(Dataset records)
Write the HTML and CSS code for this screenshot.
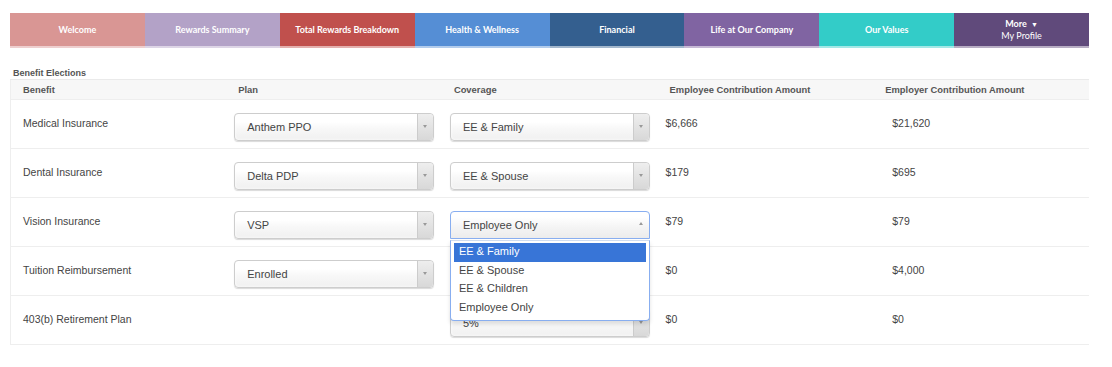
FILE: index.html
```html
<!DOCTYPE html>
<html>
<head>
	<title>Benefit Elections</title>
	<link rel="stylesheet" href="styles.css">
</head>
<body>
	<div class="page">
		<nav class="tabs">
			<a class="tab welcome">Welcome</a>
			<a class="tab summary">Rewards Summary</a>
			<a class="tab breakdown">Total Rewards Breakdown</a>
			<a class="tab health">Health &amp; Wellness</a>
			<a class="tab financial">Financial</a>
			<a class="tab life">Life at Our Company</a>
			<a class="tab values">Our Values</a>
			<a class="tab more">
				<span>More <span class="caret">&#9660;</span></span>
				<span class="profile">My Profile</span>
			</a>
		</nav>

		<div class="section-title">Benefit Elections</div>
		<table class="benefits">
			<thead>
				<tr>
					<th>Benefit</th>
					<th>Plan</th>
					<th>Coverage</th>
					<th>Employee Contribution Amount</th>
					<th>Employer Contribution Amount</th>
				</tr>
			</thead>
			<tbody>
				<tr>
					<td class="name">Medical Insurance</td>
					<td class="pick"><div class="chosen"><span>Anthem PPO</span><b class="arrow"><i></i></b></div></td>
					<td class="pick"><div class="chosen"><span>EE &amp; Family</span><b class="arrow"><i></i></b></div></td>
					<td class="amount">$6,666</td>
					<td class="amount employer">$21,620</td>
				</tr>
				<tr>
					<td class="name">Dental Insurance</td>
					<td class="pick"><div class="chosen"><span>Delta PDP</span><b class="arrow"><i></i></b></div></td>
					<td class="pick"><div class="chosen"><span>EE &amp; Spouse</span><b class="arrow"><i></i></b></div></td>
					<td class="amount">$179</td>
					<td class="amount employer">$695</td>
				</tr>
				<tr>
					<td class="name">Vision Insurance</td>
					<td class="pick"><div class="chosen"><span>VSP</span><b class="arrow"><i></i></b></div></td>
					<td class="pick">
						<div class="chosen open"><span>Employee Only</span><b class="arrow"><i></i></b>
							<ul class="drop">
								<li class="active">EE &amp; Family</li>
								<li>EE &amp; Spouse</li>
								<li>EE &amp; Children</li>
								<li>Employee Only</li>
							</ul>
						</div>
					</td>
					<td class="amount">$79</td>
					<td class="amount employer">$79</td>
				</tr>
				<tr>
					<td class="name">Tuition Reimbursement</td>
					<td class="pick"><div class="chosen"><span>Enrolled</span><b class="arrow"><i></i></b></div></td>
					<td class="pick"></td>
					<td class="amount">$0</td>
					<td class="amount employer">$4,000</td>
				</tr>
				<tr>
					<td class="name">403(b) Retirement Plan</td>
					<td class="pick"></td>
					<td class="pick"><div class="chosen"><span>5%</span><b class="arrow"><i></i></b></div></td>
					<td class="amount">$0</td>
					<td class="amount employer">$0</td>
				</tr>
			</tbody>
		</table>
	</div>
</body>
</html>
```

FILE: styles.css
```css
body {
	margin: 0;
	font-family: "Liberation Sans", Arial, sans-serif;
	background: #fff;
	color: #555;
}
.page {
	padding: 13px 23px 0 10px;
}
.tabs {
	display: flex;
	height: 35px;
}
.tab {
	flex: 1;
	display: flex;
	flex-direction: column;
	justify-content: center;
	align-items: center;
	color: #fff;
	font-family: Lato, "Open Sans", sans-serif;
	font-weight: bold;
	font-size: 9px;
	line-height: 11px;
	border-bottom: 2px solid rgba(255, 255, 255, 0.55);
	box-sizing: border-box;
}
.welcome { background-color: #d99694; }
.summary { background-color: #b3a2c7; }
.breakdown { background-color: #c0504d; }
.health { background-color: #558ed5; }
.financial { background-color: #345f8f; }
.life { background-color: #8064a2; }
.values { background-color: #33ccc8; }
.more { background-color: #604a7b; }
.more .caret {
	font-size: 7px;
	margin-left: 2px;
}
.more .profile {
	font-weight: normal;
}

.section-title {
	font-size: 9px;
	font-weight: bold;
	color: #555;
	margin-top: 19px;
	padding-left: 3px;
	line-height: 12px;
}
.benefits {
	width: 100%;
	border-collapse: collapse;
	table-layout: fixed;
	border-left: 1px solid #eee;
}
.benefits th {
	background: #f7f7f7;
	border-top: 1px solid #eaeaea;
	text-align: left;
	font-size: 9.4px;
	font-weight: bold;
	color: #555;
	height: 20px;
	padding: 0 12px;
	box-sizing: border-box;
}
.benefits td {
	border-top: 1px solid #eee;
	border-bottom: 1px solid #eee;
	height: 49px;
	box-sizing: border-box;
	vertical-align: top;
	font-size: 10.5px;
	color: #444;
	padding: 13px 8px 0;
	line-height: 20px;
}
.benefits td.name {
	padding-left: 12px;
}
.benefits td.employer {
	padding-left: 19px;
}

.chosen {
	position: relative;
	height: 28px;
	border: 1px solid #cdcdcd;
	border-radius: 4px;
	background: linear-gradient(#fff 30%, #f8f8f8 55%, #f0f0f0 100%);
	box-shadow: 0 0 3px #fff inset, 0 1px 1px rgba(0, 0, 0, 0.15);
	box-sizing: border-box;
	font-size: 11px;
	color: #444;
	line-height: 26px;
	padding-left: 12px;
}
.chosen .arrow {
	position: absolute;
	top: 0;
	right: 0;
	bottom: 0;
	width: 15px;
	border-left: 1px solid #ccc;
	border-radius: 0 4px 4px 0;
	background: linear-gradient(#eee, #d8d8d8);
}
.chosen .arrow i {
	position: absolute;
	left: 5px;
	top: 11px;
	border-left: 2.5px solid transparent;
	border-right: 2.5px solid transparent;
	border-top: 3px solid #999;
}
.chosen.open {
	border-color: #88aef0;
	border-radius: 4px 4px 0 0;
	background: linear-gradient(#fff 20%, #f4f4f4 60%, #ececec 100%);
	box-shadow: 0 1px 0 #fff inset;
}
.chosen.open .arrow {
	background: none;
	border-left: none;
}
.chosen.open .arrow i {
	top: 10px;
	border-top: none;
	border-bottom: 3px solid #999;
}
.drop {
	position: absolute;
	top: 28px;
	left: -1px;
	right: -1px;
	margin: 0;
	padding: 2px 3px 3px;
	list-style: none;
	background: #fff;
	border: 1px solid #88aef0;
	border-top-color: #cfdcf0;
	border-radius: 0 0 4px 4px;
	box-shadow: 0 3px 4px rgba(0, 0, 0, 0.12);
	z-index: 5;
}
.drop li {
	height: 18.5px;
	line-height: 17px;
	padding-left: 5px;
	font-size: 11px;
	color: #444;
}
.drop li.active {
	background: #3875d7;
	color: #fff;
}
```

* * *

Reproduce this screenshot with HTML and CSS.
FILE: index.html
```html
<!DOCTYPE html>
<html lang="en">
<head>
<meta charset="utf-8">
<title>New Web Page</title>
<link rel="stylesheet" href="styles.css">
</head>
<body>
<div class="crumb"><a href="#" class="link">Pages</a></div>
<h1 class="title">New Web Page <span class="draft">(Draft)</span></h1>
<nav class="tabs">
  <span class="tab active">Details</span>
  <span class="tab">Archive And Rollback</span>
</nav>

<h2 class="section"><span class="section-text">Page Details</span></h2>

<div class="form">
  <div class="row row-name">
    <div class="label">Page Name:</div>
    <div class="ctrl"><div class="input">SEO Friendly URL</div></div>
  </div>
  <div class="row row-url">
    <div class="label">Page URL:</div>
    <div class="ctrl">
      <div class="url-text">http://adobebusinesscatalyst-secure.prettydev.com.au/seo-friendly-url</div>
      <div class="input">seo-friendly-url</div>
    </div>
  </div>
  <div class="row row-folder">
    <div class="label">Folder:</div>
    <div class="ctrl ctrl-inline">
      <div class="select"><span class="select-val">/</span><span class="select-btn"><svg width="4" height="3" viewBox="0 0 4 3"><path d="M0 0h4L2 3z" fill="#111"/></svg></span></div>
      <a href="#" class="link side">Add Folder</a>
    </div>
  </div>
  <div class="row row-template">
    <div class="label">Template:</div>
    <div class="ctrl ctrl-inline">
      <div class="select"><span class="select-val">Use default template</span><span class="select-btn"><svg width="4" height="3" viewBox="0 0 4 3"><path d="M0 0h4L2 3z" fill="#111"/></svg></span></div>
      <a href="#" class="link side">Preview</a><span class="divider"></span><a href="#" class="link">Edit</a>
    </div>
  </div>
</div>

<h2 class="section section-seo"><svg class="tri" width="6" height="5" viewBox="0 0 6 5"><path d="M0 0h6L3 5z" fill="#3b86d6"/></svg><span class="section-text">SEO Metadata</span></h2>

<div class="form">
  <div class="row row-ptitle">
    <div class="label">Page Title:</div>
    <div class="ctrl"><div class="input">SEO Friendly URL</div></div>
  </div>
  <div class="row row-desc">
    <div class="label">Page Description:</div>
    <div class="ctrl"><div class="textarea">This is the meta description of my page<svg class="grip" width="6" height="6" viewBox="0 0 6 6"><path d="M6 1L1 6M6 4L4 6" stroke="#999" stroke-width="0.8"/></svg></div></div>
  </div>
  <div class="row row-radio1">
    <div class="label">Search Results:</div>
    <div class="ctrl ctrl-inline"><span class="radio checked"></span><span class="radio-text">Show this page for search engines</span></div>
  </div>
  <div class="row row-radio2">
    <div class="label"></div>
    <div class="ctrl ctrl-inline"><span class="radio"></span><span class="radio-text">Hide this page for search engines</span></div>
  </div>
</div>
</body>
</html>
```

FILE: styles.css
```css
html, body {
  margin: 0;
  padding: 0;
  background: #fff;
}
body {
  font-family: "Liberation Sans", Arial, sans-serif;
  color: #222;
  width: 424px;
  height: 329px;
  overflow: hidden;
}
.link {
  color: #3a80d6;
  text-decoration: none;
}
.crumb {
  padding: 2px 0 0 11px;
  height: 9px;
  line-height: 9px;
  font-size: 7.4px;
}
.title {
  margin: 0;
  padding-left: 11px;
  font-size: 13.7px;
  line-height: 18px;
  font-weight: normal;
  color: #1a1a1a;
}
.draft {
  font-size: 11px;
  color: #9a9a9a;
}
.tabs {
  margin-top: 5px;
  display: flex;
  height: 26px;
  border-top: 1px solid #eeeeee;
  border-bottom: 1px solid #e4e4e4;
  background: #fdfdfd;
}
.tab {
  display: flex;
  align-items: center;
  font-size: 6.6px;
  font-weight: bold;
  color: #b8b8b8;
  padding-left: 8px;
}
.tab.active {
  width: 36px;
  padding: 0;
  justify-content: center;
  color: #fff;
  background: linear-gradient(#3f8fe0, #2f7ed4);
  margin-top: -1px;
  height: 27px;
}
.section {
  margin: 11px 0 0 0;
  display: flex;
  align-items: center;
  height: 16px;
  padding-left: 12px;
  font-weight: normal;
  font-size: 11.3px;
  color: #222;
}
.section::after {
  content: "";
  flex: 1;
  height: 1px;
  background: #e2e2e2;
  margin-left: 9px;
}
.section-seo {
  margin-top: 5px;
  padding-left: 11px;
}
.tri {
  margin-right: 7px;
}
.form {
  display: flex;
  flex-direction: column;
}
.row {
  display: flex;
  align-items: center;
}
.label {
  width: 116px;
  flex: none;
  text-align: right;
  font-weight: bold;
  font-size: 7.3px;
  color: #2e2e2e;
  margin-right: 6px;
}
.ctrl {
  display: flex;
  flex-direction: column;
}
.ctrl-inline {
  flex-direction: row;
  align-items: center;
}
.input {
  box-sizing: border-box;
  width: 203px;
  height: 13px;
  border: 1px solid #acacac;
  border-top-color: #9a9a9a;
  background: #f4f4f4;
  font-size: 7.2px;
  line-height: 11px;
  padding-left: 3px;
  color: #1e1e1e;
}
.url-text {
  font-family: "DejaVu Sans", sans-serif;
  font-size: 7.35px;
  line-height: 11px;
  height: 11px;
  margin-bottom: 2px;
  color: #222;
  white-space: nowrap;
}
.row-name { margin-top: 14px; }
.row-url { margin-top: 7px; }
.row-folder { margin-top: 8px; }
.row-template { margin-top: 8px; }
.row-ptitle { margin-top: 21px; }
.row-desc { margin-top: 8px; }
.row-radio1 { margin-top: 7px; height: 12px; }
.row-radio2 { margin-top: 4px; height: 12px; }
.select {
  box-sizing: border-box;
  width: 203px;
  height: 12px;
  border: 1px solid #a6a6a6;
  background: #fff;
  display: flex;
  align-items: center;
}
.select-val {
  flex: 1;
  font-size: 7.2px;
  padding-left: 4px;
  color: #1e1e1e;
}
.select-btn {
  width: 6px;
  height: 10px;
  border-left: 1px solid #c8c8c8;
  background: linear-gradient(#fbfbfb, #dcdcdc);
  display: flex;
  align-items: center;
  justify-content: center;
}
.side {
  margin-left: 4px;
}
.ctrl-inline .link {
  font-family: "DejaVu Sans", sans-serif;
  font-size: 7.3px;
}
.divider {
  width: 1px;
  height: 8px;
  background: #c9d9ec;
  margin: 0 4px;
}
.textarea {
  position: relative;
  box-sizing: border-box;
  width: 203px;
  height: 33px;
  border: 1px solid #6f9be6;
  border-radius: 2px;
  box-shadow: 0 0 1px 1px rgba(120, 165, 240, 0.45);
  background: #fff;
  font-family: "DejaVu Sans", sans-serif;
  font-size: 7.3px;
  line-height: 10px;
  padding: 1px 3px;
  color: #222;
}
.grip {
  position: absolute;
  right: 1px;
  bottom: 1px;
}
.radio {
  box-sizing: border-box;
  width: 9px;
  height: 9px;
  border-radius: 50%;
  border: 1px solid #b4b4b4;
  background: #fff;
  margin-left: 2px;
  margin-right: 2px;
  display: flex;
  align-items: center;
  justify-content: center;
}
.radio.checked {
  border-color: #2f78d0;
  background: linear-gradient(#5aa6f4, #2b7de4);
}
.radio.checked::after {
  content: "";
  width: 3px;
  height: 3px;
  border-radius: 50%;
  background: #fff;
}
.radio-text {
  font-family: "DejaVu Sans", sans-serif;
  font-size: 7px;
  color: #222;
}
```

* Problem details
Return each line with "screenshot".

* Exercise output
Write the HTML and CSS code for this screenshot.
Reproduce this screenshot with HTML and CSS.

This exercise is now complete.